VIAGGI: Zion N. P., Stati Uniti

Ormai saprete quanto ami i deserti. Eppure, dopo miglia e miglia di sassi, rocce e sabbia punteggiati da piante spinose e copertoni di auto ai lati della strada (in quantità industriali), vedere un po’ di vegetazione folta non dispiace. Lo Zion National Park, nello Utah, è stato per me un piacevole diversivo, dove ho ritrovato quegli ambienti boschivi che mi hanno ricordato la cara, vecchia Europa. Ovviamente, con specie tipicamente americane.

Le rocce ci sono sempre, ma guardate quanto verde!

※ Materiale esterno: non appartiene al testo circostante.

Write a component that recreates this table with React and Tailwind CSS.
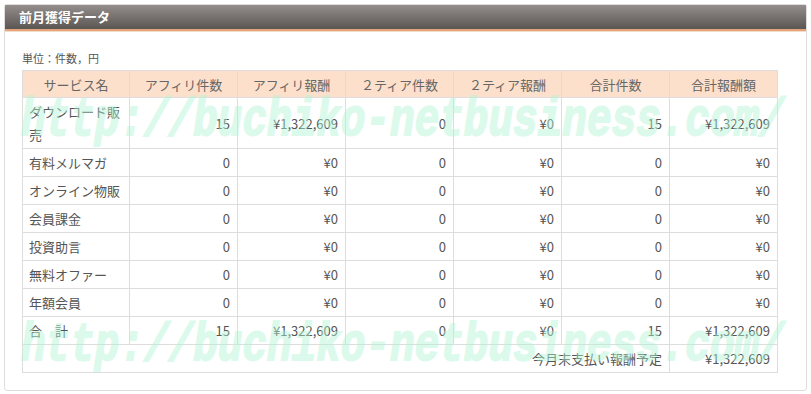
const headers = ["サービス名", "アフィリ件数", "アフィリ報酬", "２ティア件数", "２ティア報酬", "合計件数", "合計報酬額"];

const rows = [
  ["ダウンロード販売", "15", "¥1,322,609", "0", "¥0", "15", "¥1,322,609"],
  ["有料メルマガ", "0", "¥0", "0", "¥0", "0", "¥0"],
  ["オンライン物販", "0", "¥0", "0", "¥0", "0", "¥0"],
  ["会員課金", "0", "¥0", "0", "¥0", "0", "¥0"],
  ["投資助言", "0", "¥0", "0", "¥0", "0", "¥0"],
  ["無料オファー", "0", "¥0", "0", "¥0", "0", "¥0"],
  ["年額会員", "0", "¥0", "0", "¥0", "0", "¥0"],
  ["合　計", "15", "¥1,322,609", "0", "¥0", "15", "¥1,322,609"],
];

const Watermark = ({ top }) => (
  <div
    className={`pointer-events-none absolute left-[21px] ${top} origin-top scale-y-[1.3] whitespace-nowrap text-[41px] font-bold italic leading-none text-[#b2f5d4] opacity-45 [-webkit-text-stroke:1.5px_#b2f5d4]`}
    style={{ fontFamily: '"Liberation Mono", monospace' }}
  >
    http://buchiko-netbusiness.com/
  </div>
);

const App = () => {
  return (
    <div
      className="relative h-[394px] w-[811px] overflow-hidden bg-white pt-[4px] pl-[4px]"
      style={{ fontFamily: '"Noto Sans CJK JP", "Noto Sans", sans-serif' }}
    >
      <div className="h-[387px] w-[803px] rounded-[3px] border border-[#dddddd]">
        {/* Header */}
        <div className="h-[24px] bg-gradient-to-b from-[#948f8d] to-[#5b5553] pl-[14px] text-[13px] font-bold leading-[24px] text-white">
          前月獲得データ
        </div>
        <div className="h-[2px] bg-[#e3a47a]" />
        <div className="border-t border-[#f4dccb]" />

        <div className="px-[17px] pt-[18px]">
          <p className="mb-[4px] text-[11px] leading-[16px] text-[#555]">単位：件数，円</p>
          <table className="w-[755px] table-fixed border-collapse text-[13px] text-[#555]">
            <colgroup>
              <col className="w-[107px]" />
              <col className="w-[108px]" />
              <col className="w-[108px]" />
              <col className="w-[108px]" />
              <col className="w-[108px]" />
              <col className="w-[108px]" />
              <col className="w-[108px]" />
            </colgroup>
            <thead>
              <tr className="bg-[#fde0cb]">
                {headers.map((h) => (
                  <th key={h} className="h-[27px] border border-[#dddddd] p-0 text-center font-normal leading-[23px] text-[#666]">
                    {h}
                  </th>
                ))}
              </tr>
            </thead>
            <tbody>
              {rows.map((row, i) => (
                <tr key={i}>
                  {row.map((cell, j) => (
                    <td
                      key={j}
                      className={`border border-[#dddddd] py-[2px] leading-[23px] ${
                        j === 0 ? "pl-[6px] pr-[4px] text-left" : "pr-[7px] text-right"
                      }`}
                    >
                      {cell}
                    </td>
                  ))}
                </tr>
              ))}
              <tr>
                <td colSpan={6} className="border border-[#dddddd] py-[2px] pr-[7px] text-right leading-[23px]">
                  今月末支払い報酬予定
                </td>
                <td className="border border-[#dddddd] py-[2px] pr-[7px] text-right leading-[23px]">¥1,322,609</td>
              </tr>
            </tbody>
          </table>
        </div>
      </div>

      <Watermark top="top-[95px]" />
      <Watermark top="top-[320px]" />
    </div>
  );
};

export default App;
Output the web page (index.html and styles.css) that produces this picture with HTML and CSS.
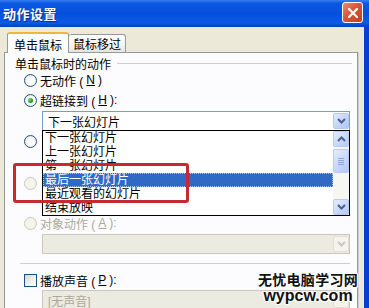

Soffermandoci proprio sulle specie animali, se si è fortunati è possibile adocchiarne qualcuna anche senza essere etologi esperti. Nel nostro caso, ad esempio, lungo il tragitto per arrivare qui abbiamo intravisto dei bisonti: visione tanto più apprezzata in quanto in passato rischiarono l’estinzione completa negli Stati Uniti e vennero reintrodotti dal Canada. Nei pressi del parco, alcuni cervidi ci hanno attraversato la strada. Ci siamo serviti di un bus per entrare nel territorio protetto e, quando la specie animale più famosa – il ranger – è salita a bordo per un rapido controllo dei documenti, sono partiti commenti estasiati da parte dei visitatori.
Tornando al parco, presenta quasi tutti i comfort che la civiltà può fornire – ristoranti, bagni chimici, negozi di souvenir… solo internet è ballerino – ma è possibile inoltrarsi sufficientemente nella natura da sentirsi “isolati” dalle creazioni dell’uomo. Detta onestamente, non abbiamo dedicato a Zion tutto il tempo che probabilmente meriterebbe, ma è stata una bella esperienza. Ci siamo stati d’estate, ma ogni stagione offre un paesaggio differente: in particolare, in inverno fiumi e cascate si ingrossano, conferendo un aspetto molto diverso al luogo. Se siete amanti del trekking e delle immersioni nell’ambiente, è veramente fantastico.
Per dei dilettanti come me, un paio di scarpe da ginnastica, dei vestiti leggeri e i sentieri tracciati sono più che sufficienti. Consiglio di vivere l’esperienza di incamminarsi a ridosso delle pareti rocciose per poi infilarsi dietro una delle cascate – anche se ci si bagna un po’.
Le montagne hanno nomi pittoreschi come The Great White Throne e Altar of Sacrifice, come tipico in America. Non so se è per l’influenza religiosa dei mormoni, ma molti picchi hanno appellativi che richiamano il metafisico.

Fiume.

Nonostante che “in America tutto è più grande”, l’area protetta è meno estesa di quella del Parco Nazionale del Gran Paradiso e meno della metà di quella del Gran Sasso, per fare degli esempi nostrani. Eppure, quando ci si affaccia su una delle tante gole e si scorgono le montagne rossastre, le foreste che paiono infinite e il fiume che scorre in basso verso l’orizzonte, si ha una sensazione di immensità.
Non deve neppure stupire la diversità di ambiente rispetto ad altre zone dello Stato. Va ricordato che lo Utah ha un’estensione pari a circa i 2/3 di quella italiana, quindi una certa varietà di climi e vegetazione è comprensibile.
Questo luogo non è una delle mete più gettonate dai turisti stranieri, ma essendo collocato non troppo distante – in termini americani – da altre località-simbolo come il Grand Canyon e Las Vegas, ci si può fare un pensiero.